30. The Yassa of Jenghiz Khan forbids lies, theft and adultery and prescribes
love of one's neighbor as ones's self; it orders men not to hurt each
other and to forget offences completely, to sparae countries and cities
which submit voluntarily, to free from taxes temples consecrated to
God, and to respect old people and beggars. Whoever violates these commands
is to be put to death.
31. (The Yassa prescribes these rules:) to love one another, not to
commit adultery, not to steal, not to give false witness, not to be
a traitor, and to respect old people and beggars. Whoever violates these
commands is put to death.
From various sources:
32. (The Yassa of J. K. prescribes that) a man who chokes on food must
be driven out of the camp and immediately killed; and whosoever puts
his foot on the threshold of the tent of the commander of an army shall
also be put to death.
33. If unable to abstain from drinking, a man may get drunk three times
a month; if he does it more than three times he is culpable; if he gets
drunk twice a month it is better; if once a month, this is still more
laudable; and if one does not drink at all what can be better? But where
can such a man be found? If such a man were found he would be worthy
of the highest esteem.(Riasanovsky considers this fragment to belong
to the Maxims of J.K., maxim 20)
34. Children born of a concubine are to be considered as legitimate,
and receive their share of the heritage according to the disposition
of it made by the father. (Beats the law of primogenture in Europe where
only oldest inherited) Much more civilized. The distribution of property
is to be carried out on the basis of the senior son receiving more than
the junior, the younger son inheriting the household of the father.

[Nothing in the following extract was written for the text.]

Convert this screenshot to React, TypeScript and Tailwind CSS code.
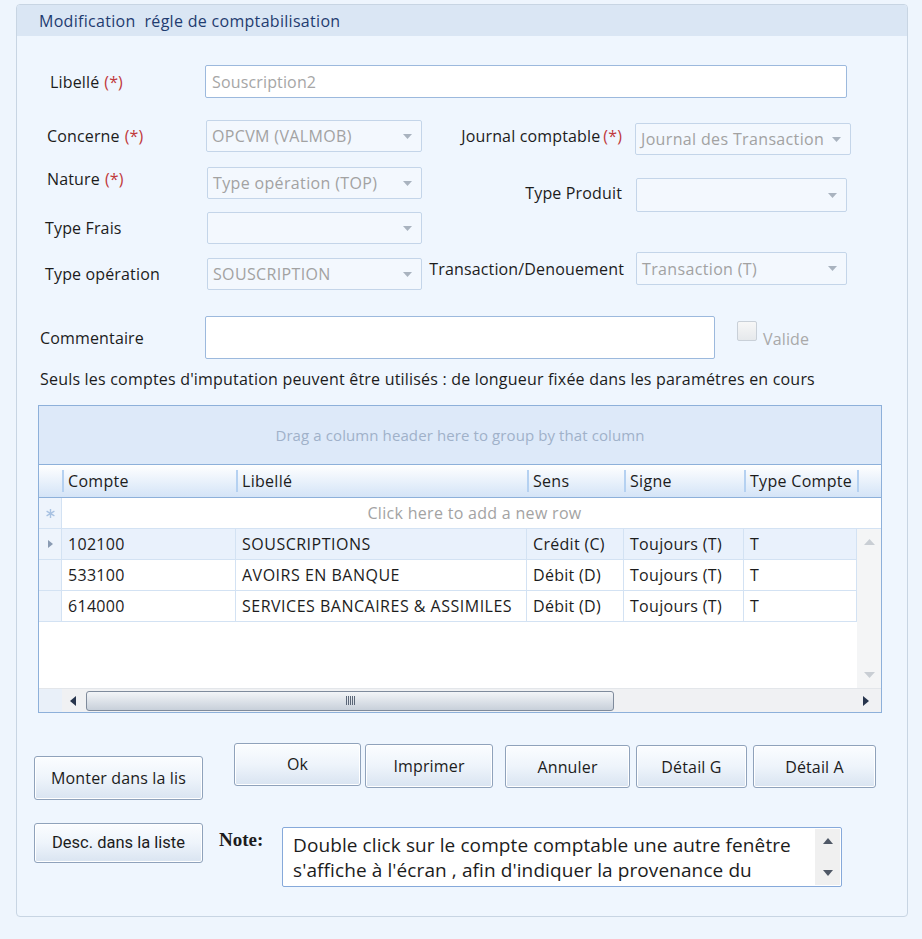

The seniority of children depends upon the rank of their mother; one
of the wives must always be the senior, this being determined chiefly
by the time of her marriage.
35. After the death of his father, a son may dispose of the father's
wives, all except his mother; he may marry them or give them in marriage
36. All except the legal heirs are strictly forbidden to make use of
any of the property of the deceased.